--- Raw records ---

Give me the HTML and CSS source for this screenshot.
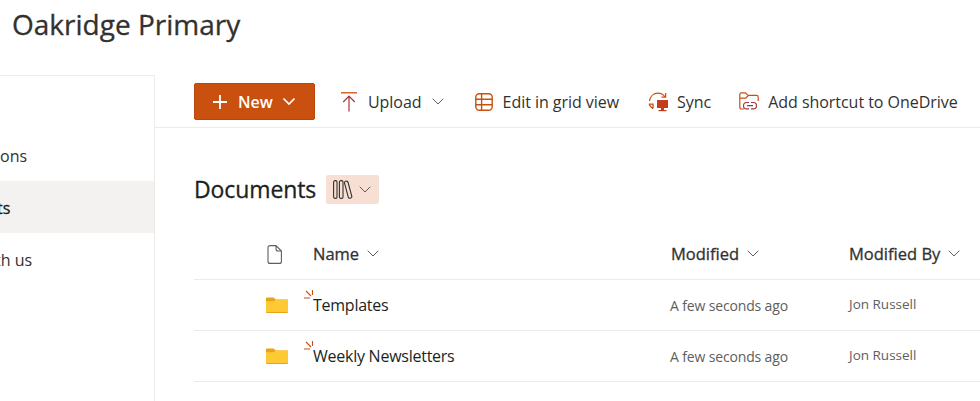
FILE: index.html
```
<!DOCTYPE html>
<html lang="en">
<head>
<meta charset="utf-8">
<title>Oakridge Primary</title>
<link rel="stylesheet" href="styles.css">
</head>
<body>
<header class="site-header"><h1 class="site-title">Oakridge Primary</h1></header>
<div class="shell">
  <nav class="side-nav">
    <a class="nav-item">ons</a>
    <a class="nav-item nav-item-active">ts</a>
    <a class="nav-item nav-item-last">th us</a>
  </nav>
  <main class="content">
    <div class="command-bar">
      <button class="new-btn">
        <svg class="new-plus" width="16" height="16" viewBox="0 0 16 16"><path d="M8 1v14M1 8h14" stroke="#fff" stroke-width="1.8" fill="none"/></svg>
        <span>New</span>
        <svg width="14" height="9" viewBox="0 0 14 9"><path d="M1.5 1.5 7 7l5.5-5.5" stroke="#fff" stroke-width="1.6" fill="none"/></svg>
      </button>
      <div class="cmd cmd-upload">
        <svg class="cmd-icon" width="16" height="20" viewBox="0 0 16 20"><path d="M0 .8h16" stroke="#ca5010" stroke-width="1.3" fill="none"/><path d="M8 19.5V4.5M2.2 10 8 4.2 13.8 10" stroke="#a4373a" stroke-width="1.2" fill="none"/></svg>
        <span>Upload</span>
        <svg class="chev" width="12" height="7" viewBox="0 0 12 7"><path d="M.7.7 6 6l5.3-5.3" stroke="#605e5c" stroke-width="1" fill="none"/></svg>
      </div>
      <div class="cmd cmd-grid">
        <svg class="cmd-icon" width="18" height="18" viewBox="0 0 18 18"><rect x=".8" y=".8" width="16.4" height="16.4" rx="3.5" stroke="#ca5010" stroke-width="1.4" fill="none"/><path d="M.8 6.3h16.4M.8 11.7h16.4M6.6.8v16.4" stroke="#ca5010" stroke-width="1.4" fill="none"/></svg>
        <span>Edit in grid view</span>
      </div>
      <div class="cmd cmd-sync">
        <svg class="cmd-icon" width="21" height="20" viewBox="0 0 21 20"><path d="M1.5 9C2.2 4.5 5.5 1.2 10 1.2c3 0 5.3 1.4 6.8 3.6" stroke="#ca5010" stroke-width="1.3" fill="none"/><path d="M17.6 1v4.2h-4.2" stroke="#ca5010" stroke-width="1.3" fill="none"/><path d="M.8 12.2h4.2v4.2M1.2 12.6c.8 1.8 2 3 3.8 4" stroke="#ca5010" stroke-width="1.3" fill="none"/><rect x="9" y="8" width="11" height="8" fill="#c43e1c"/><rect x="13" y="16" width="3" height="2" fill="#c43e1c"/><rect x="10.5" y="18" width="8" height="1.2" fill="#c43e1c"/></svg>
        <span>Sync</span>
      </div>
      <div class="cmd cmd-shortcut">
        <svg class="cmd-icon" width="20" height="20" viewBox="0 0 20 20"><path d="M5 17H2.5A1.7 1.7 0 0 1 .8 15.300V2.600A1.700 1.700 0 0 1 2.500.9h4l2.500 2.500h8.500A1.700 1.700 0 0 1 19.200 5.100V9M.8 6.200h6l2.500-2.700" stroke="#ca5010" stroke-width="1.200" fill="none"/><path d="M10 10.500H7.700a3.200 3.200 0 0 0 0 6.400H10M12 10.500h2.300a3.200 3.200 0 0 1 0 6.400H12M8 13.700h6" stroke="#a4373a" stroke-width="1.200" fill="none"/></svg>
        <span>Add shortcut to OneDrive</span>
      </div>
    </div>
    <section class="library">
      <div class="library-head">
        <h2 class="library-title">Documents</h2>
        <div class="view-pill">
          <svg width="20" height="19" viewBox="0 0 20 19"><g stroke="#323130" stroke-width="1.100" fill="none"><rect x=".6" y=".6" width="3.400" height="17.800" rx="1.500"/><rect x="6.400" y=".6" width="3.600" height="17.800" rx="1.500"/><rect x="13.300" y="1" width="3.600" height="17.400" rx="1.500" transform="rotate(-15 15 9.500)"/></g></svg>
          <svg width="12" height="7" viewBox="0 0 12 7"><path d="M.7.7 6 6l5.300-5.300" stroke="#605e5c" stroke-width="1" fill="none"/></svg>
        </div>
      </div>
      <div class="doc-row doc-head">
        <span class="doc-icon-cell"><svg width="15" height="19" viewBox="0 0 15 19"><path d="M3 .6h6l5.400 5.400v10.400a2 2 0 0 1-2 2H3a2 2 0 0 1-2-2V2.600a2 2 0 0 1 2-2ZM9 .6V4a2 2 0 0 0 2 2h3.400" stroke="#605e5c" stroke-width="1.100" fill="none"/></svg></span>
        <span class="head-cell">Name<svg class="chev" width="12" height="7" viewBox="0 0 12 7"><path d="M.7.7 6 6l5.300-5.300" stroke="#605e5c" stroke-width="1" fill="none"/></svg></span>
        <span class="head-cell">Modified<svg class="chev" width="12" height="7" viewBox="0 0 12 7"><path d="M.7.7 6 6l5.300-5.300" stroke="#605e5c" stroke-width="1" fill="none"/></svg></span>
        <span class="head-cell">Modified By<svg class="chev" width="12" height="7" viewBox="0 0 12 7"><path d="M.7.7 6 6l5.300-5.300" stroke="#605e5c" stroke-width="1" fill="none"/></svg></span>
      </div>
      <div class="doc-row">
        <span class="doc-icon-cell"><svg class="folder" width="22" height="17" viewBox="0 0 22 17"><path d="M1 16h20a1 1 0 0 0 1-1V3.500a1 1 0 0 0-1-1H10L7.500.5H1a1 1 0 0 0-1 1V15a1 1 0 0 0 1 1Z" fill="#e8a317"/><path d="M0 4.300h7.500L10 2.500h11a1 1 0 0 1 1 1V14a1 1 0 0 1-1 1H1a1 1 0 0 1-1-1Z" fill="#ffc933"/></svg></span>
        <span class="name-cell"><svg class="glimmer" width="10" height="10" viewBox="0 0 10 10"><path d="M8.500 0v5M2 1l5 5M0 8h6" stroke="#c8501a" stroke-width="1.100" fill="none"/></svg>Templates</span>
        <span class="date-cell">A few seconds ago</span>
        <span class="author-cell">Jon Russell</span>
      </div>
      <div class="doc-row">
        <span class="doc-icon-cell"><svg class="folder" width="22" height="17" viewBox="0 0 22 17"><path d="M1 16h20a1 1 0 0 0 1-1V3.500a1 1 0 0 0-1-1H10L7.500.5H1a1 1 0 0 0-1 1V15a1 1 0 0 0 1 1Z" fill="#e8a317"/><path d="M0 4.300h7.500L10 2.500h11a1 1 0 0 1 1 1V14a1 1 0 0 1-1 1H1a1 1 0 0 1-1-1Z" fill="#ffc933"/></svg></span>
        <span class="name-cell"><svg class="glimmer" width="10" height="10" viewBox="0 0 10 10"><path d="M8.500 0v5M2 1l5 5M0 8h6" stroke="#c8501a" stroke-width="1.100" fill="none"/></svg>Weekly Newsletters</span>
        <span class="date-cell">A few seconds ago</span>
        <span class="author-cell">Jon Russell</span>
      </div>
    </section>
  </main>
</div>
</body>
</html>
```
FILE: styles.css
```
* { box-sizing: border-box; }
html, body { margin: 0; height: 100%; overflow: hidden; }
body { font-family: "Open Sans", "Noto Sans", sans-serif; color: #201f1e; background: #fff; width: 980px; height: 401px; }
.site-header { height: 75px; padding: 5px 0 0 12px; }
.site-title { margin: 0; font-size: 28px; line-height: 38px; font-weight: 400; color: #323130; -webkit-text-stroke: .3px #323130; }
.shell { display: flex; height: 326px; }
.side-nav { width: 155px; flex: none; border-top: 1px solid #edebe9; border-right: 1px solid #edebe9; padding-top: 53px; font-size: 16px; overflow: hidden; }
.nav-item { display: block; height: 52px; line-height: 54px; color: #323130; }
.nav-item-active { background: #f3f2f1; color: #201f1e; text-indent: -3px; -webkit-text-stroke: .3px #201f1e; }
.nav-item-last { text-indent: -5px; }
.content { flex: 1; min-width: 0; }
.command-bar { height: 53px; border-bottom: 1px solid #edebe9; padding: 8px 0 0 39px; display: flex; align-items: flex-start; font-size: 16px; letter-spacing: -.04px; white-space: nowrap; overflow: hidden; }
.new-btn { width: 121px; height: 37px; flex: none; margin: 0; padding: 0 0 0 17px; display: flex; align-items: center; background: #ca5010; border: 1px solid #b9470c; border-radius: 2px; color: #fff; font: 600 16px "Open Sans", sans-serif; }
.new-btn span { margin: 0 9px 0 10px; }
.cmd { height: 37px; display: flex; align-items: center; color: #323130; }
.cmd-icon { flex: none; }
.cmd-upload { margin-left: 26px; }
.cmd-upload .cmd-icon { margin-right: 11px; }
.cmd-upload .chev { margin-left: 10px; }
.cmd-grid { margin-left: 31px; }
.cmd-grid .cmd-icon { margin-right: 10px; }
.cmd-sync { margin-left: 29px; }
.cmd-sync .cmd-icon { margin-right: 8px; }
.cmd-shortcut { margin-left: 28px; }
.cmd-shortcut .cmd-icon { margin-right: 9px; }
.library { padding: 47px 0 0 39px; }
.library-head { display: flex; align-items: center; height: 29px; }
.library-title { margin: -2px 0 0; font-size: 23px; font-weight: 400; letter-spacing: -.1px; color: #201f1e; -webkit-text-stroke: .3px #201f1e; }
.view-pill { width: 53px; height: 29px; margin-left: 10px; padding-left: 7px; display: flex; align-items: center; gap: 6px; background: #f8dfd4; border-radius: 2px; }
.doc-row { display: grid; grid-template-columns: 119px 358px 178px 1fr; align-items: center; height: 51px; border-bottom: 1px solid #edebe9; white-space: nowrap; }
.doc-head { margin-top: 25px; }
.doc-icon-cell { display: flex; padding-left: 72px; }
.doc-head .doc-icon-cell { padding-left: 73px; }
.head-cell { display: flex; align-items: center; padding-bottom: 2px; font-size: 16.5px; font-weight: 400; color: #323130; -webkit-text-stroke: .3px #323130; }
.head-cell .chev { margin-left: 8px; }
.name-cell { position: relative; font-size: 16px; letter-spacing: -.25px; color: #201f1e; }
.glimmer { position: absolute; left: -9px; top: -4px; }
.date-cell { margin-left: -1px; font-size: 14px; letter-spacing: -.15px; color: #605e5c; }
.author-cell { font-size: 13.5px; color: #605e5c; margin-top: -3px; }
```
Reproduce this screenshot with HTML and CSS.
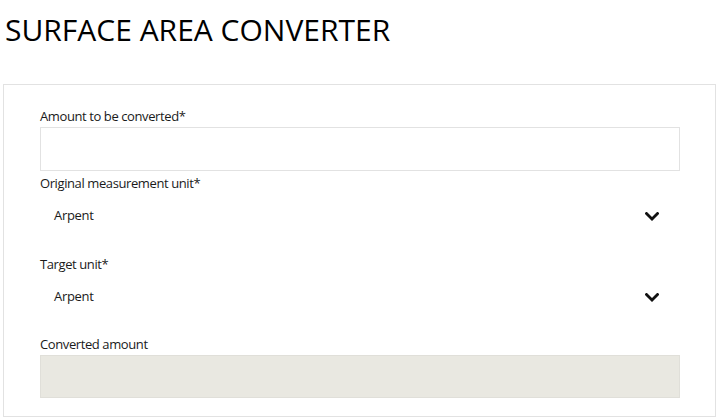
FILE: index.html
```html
<!DOCTYPE html>
<html lang="en">
<head>
  <meta charset="UTF-8">
  <meta name="viewport" content="width=device-width, initial-scale=1.0">
  <title>Surface Area Converter</title>
  <link rel="stylesheet" href="styles.css">
</head>
<body>
  <div class="page">
    <h1 class="title">SURFACE AREA CONVERTER</h1>
    <form class="converter">
      <div class="field">
        <label for="amount">Amount to be converted*</label>
        <input type="text" id="amount" class="text-input">
      </div>
      <div class="field field-select">
        <label for="from-unit">Original measurement unit*</label>
        <div class="select">
          <span class="select-value">Arpent</span>
          <svg class="chevron" width="14" height="9" viewBox="0 0 14 9">
            <polyline points="1.5,1.5 7,7 12.5,1.5" />
          </svg>
        </div>
      </div>
      <div class="field field-select">
        <label for="to-unit">Target unit*</label>
        <div class="select">
          <span class="select-value">Arpent</span>
          <svg class="chevron" width="14" height="9" viewBox="0 0 14 9">
            <polyline points="1.5,1.5 7,7 12.5,1.5" />
          </svg>
        </div>
      </div>
      <div class="field">
        <label>Converted amount</label>
        <div class="result"></div>
      </div>
    </form>
  </div>
</body>
</html>
```

FILE: styles.css
```css
body {
  margin: 0;
  font-family: "Open Sans", "Noto Sans", sans-serif;
  color: #1a1a1a;
  background: #fff;
}
.page {
  padding: 0 3px;
}
.title {
  margin: 12px 0 36px 2px;
  font-size: 30px;
  line-height: 36px;
  font-weight: 400;
  color: #000;
  letter-spacing: 0;
}
.converter {
  border: 1px solid #e2e2e2;
  padding: 23px 35px 18px 36px;
}
.field {
  display: flex;
  flex-direction: column;
  margin-bottom: 4px;
}
.field-select {
  margin-bottom: 18px;
}
.field-select + .field:last-child {
  margin-top: -1px;
}
.field:last-child {
  margin-bottom: 0;
}
label {
  font-size: 13px;
  line-height: 16px;
  margin-bottom: 3px;
  color: #1a1a1a;
  letter-spacing: -0.4px;
}
.text-input {
  box-sizing: border-box;
  height: 44px;
  border: 1px solid #e2e2e2;
  margin: 0;
  padding: 0 14px;
  font: inherit;
}
.select {
  display: flex;
  align-items: center;
  justify-content: space-between;
  height: 44px;
  padding: 0 21px 0 14px;
  font-size: 13px;
  letter-spacing: -0.3px;
}
.select-value {
  margin-top: -2px;
}
.chevron polyline {
  fill: none;
  stroke: #111;
  stroke-width: 2.8;
  stroke-linecap: square;
}
.result {
  box-sizing: border-box;
  height: 43px;
  background: #e9e8e1;
  border: 1px solid #e0dfd9;
}
```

---

:: Work to complete ::
Write only the number of lines in the records that include the word "screenshot".

:: The solution ::
2